The standard deviation is \(\sigma_k = [N b(1-b)]^{1/2}\).
And the uncertainty (standard error) is \(\sigma_b = \sigma_k/N\).

Posterior probability distribution in binomial distribution

Given a set of N measurements (or trials), \({x_i}\), drawn from a binomial distribution described with parameter b, we seek the posterior probability distribution \(p(b|{x_i}\)).

When N is large, b and its (presumably Gaussian) uncertainty \(\sigma_b\) can be determined using the equation above. For small N, the proper procedure is as follows. Assuming that the prior for b is at in the range 0-1, the posterior probability for b is

\[p(b|k,N)=Cb^k(1-b)^{N-k}\]

where k is now the actual observed number of successes in a data set of N values, and C is a normalization factor with can be determined from the condition \(\int_0^1 p(b|k,N)db = 1\). The maximum posterior occurs at \(b_0 = k/N\).

Import Data and Functions

import numpy as np
import matplotlib
from scipy.stats import norm
from matplotlib import pyplot as plt

Define functions and calculate result from data

Here we vary the b value and draw the resulted posterior probability distribution from our data set. The equation is described below: $\(p(b|k,N)=Cb^k(1-b)^{N-k}\)$ In comparison, we also calculate a Gaussian distribution from the same data set.

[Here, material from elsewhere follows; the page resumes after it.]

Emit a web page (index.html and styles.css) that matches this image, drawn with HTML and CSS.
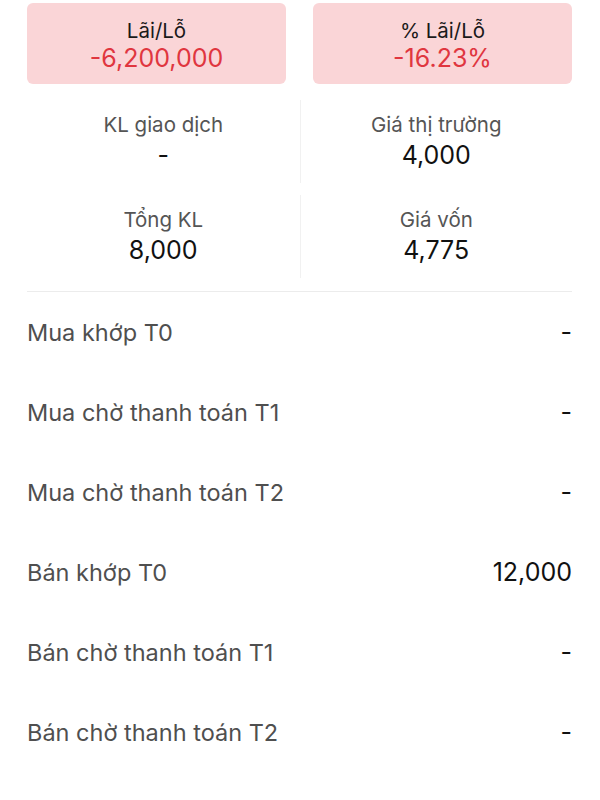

n = 10  # number of points
k = 4   # number of successes from n draws

b = np.linspace(0, 1, 100)
db = b[1] - b[0]

# compute the probability p(b) 
p_b = b ** k * (1 - b) ** (n - k)
p_b /= p_b.sum()
p_b /= db
cuml_p_b = p_b.cumsum()
cuml_p_b /= cuml_p_b[-1]

# compute the gaussian approximation
p_g = norm(k * 1. / n, 0.16).pdf(b)
cuml_p_g = p_g.cumsum()
cuml_p_g /= cuml_p_g[-1]

Show comparison result

  • The solid line in the left panel shows the posterior pdf \(p(b|k,N)\) for k = 4 and N = 10. The dashed line shows a Gaussian approximation.

  • The right panel shows the corresponding cumulative distributions.
    In comparison, a value of 0.1 is marginally likely according to the Gaussian approximation (\(p_{approx}\)(< 0.1) \(\approx\) 0.03) but strongly rejected by the true distribution (\(p_{true}\)(< 0.1) \(\approx\) 0.003).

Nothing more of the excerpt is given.